** start Source material **

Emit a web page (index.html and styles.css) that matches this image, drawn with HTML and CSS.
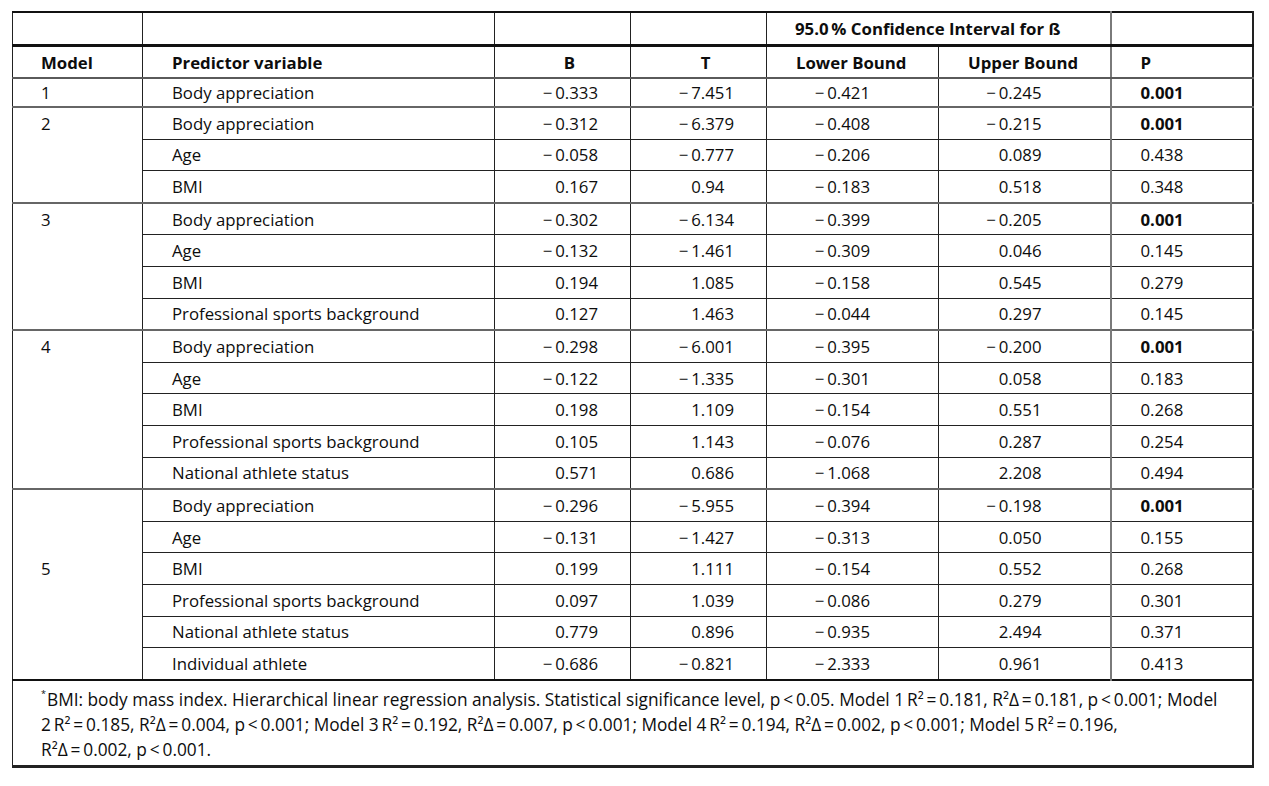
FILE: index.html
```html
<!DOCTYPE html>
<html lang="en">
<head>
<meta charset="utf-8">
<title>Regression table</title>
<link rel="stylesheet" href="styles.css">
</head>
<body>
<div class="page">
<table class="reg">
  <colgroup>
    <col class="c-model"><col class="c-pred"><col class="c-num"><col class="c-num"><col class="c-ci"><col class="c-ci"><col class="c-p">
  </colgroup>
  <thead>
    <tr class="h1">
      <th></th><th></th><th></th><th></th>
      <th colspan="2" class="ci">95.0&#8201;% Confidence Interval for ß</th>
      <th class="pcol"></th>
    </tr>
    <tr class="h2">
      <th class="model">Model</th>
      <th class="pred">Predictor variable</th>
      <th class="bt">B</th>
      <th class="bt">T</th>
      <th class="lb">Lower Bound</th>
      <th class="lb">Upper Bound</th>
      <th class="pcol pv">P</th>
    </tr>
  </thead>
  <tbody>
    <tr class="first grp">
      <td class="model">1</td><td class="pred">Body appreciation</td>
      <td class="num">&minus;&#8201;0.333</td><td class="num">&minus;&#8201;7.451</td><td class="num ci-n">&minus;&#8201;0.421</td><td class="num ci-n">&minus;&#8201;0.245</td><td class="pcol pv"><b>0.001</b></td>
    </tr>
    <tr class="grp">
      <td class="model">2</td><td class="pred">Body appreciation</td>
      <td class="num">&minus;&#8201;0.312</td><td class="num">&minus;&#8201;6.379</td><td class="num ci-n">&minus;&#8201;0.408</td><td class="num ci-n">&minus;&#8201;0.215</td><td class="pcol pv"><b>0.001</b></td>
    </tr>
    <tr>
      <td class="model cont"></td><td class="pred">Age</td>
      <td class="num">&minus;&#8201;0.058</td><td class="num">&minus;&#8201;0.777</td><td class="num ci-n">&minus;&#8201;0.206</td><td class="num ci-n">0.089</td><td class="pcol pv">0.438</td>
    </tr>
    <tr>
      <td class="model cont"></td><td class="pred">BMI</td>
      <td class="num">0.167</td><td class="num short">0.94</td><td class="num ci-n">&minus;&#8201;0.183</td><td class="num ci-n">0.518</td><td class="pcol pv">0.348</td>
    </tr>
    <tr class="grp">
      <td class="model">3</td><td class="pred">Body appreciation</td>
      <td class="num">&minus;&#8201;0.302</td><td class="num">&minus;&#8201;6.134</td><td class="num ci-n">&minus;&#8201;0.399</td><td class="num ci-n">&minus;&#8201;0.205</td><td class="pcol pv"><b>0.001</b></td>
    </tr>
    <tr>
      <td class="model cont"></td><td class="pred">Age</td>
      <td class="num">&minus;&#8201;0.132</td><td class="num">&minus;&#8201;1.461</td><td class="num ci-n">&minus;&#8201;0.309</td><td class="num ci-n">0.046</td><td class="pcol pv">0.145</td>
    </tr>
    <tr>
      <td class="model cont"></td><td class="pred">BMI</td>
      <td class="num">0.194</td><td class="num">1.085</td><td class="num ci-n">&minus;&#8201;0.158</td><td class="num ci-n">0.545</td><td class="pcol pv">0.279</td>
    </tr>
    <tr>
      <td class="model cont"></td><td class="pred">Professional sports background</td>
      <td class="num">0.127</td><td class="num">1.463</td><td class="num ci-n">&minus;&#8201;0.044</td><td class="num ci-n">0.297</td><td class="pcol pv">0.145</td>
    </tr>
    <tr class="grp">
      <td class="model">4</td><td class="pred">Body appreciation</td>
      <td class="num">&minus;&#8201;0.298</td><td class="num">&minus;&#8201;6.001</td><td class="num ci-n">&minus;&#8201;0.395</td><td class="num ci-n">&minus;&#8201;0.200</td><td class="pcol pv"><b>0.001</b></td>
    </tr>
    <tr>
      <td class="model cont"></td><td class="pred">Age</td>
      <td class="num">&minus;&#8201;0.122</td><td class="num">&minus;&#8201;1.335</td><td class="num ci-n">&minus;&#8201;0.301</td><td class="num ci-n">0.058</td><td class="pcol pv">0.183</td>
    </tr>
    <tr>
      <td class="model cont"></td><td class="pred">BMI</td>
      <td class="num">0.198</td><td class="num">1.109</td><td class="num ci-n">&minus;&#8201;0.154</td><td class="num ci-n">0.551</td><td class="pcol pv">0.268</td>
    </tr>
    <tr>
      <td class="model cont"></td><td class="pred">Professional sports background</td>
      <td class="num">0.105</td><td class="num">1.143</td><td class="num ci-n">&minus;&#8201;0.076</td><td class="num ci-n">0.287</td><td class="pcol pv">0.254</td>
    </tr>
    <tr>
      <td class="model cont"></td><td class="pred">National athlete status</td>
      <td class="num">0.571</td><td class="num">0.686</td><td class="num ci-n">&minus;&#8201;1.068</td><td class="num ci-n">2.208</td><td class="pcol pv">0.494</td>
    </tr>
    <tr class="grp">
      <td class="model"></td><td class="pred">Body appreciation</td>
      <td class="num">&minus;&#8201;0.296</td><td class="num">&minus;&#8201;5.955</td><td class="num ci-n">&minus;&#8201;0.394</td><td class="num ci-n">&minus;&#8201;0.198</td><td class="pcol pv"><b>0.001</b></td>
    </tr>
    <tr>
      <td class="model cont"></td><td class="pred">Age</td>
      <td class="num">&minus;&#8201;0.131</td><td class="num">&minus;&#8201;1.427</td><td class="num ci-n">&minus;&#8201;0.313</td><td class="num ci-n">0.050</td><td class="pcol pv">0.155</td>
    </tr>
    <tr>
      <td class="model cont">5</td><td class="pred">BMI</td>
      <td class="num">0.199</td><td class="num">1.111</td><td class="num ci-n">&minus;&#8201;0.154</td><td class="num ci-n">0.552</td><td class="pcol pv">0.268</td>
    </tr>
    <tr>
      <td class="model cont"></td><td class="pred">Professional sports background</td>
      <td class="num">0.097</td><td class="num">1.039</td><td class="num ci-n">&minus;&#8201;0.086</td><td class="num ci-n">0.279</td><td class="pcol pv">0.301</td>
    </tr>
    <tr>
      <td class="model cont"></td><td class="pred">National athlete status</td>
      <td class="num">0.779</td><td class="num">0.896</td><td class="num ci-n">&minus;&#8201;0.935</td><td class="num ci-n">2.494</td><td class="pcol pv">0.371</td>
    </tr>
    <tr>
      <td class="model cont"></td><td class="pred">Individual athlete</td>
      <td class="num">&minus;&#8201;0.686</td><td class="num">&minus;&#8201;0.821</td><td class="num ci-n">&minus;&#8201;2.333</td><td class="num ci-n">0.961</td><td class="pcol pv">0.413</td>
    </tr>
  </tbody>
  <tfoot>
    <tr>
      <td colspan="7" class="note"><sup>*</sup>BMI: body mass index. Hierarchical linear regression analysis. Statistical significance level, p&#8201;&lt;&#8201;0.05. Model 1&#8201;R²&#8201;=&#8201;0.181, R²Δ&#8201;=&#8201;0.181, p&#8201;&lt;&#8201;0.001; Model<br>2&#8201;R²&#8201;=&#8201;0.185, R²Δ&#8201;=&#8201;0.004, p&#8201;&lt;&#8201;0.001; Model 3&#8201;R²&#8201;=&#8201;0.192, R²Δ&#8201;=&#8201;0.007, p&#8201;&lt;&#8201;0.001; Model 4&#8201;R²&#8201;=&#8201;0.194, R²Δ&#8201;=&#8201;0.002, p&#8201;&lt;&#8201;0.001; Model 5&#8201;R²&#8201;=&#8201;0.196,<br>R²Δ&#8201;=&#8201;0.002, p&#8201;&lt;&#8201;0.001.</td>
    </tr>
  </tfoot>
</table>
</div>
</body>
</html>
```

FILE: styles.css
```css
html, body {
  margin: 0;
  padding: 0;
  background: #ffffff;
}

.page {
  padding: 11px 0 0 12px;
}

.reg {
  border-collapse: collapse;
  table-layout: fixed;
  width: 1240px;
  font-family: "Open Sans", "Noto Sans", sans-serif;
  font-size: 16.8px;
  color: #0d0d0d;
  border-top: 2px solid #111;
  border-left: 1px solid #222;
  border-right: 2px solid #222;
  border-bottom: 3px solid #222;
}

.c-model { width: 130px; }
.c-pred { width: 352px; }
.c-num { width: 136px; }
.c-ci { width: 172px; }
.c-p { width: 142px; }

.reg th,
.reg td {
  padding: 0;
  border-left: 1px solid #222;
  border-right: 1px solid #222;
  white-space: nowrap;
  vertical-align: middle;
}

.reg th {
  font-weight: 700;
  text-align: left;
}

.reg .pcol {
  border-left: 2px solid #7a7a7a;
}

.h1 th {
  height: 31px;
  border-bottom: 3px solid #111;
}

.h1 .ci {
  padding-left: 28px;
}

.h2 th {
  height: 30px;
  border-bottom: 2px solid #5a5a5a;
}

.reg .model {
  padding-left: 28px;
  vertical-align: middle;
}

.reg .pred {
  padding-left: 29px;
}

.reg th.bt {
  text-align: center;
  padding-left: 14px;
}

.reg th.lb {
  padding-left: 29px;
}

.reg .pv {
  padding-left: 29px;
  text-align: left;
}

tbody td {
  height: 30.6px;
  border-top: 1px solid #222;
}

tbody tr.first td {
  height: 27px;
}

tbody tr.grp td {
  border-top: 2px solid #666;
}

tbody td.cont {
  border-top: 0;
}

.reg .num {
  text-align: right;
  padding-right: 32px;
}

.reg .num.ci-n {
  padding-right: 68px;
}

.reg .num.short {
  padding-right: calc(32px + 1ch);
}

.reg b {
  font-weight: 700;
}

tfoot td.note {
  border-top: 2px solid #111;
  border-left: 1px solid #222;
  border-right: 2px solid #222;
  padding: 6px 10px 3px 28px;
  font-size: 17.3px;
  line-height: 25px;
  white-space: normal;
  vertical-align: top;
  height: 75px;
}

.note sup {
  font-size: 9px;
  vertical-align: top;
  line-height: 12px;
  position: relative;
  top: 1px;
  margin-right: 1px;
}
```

** end Source material **

» **Exercise**: Within the data above, count the lines that contain the string "styles"; the reply is the number alone.

» **Correct output**: 3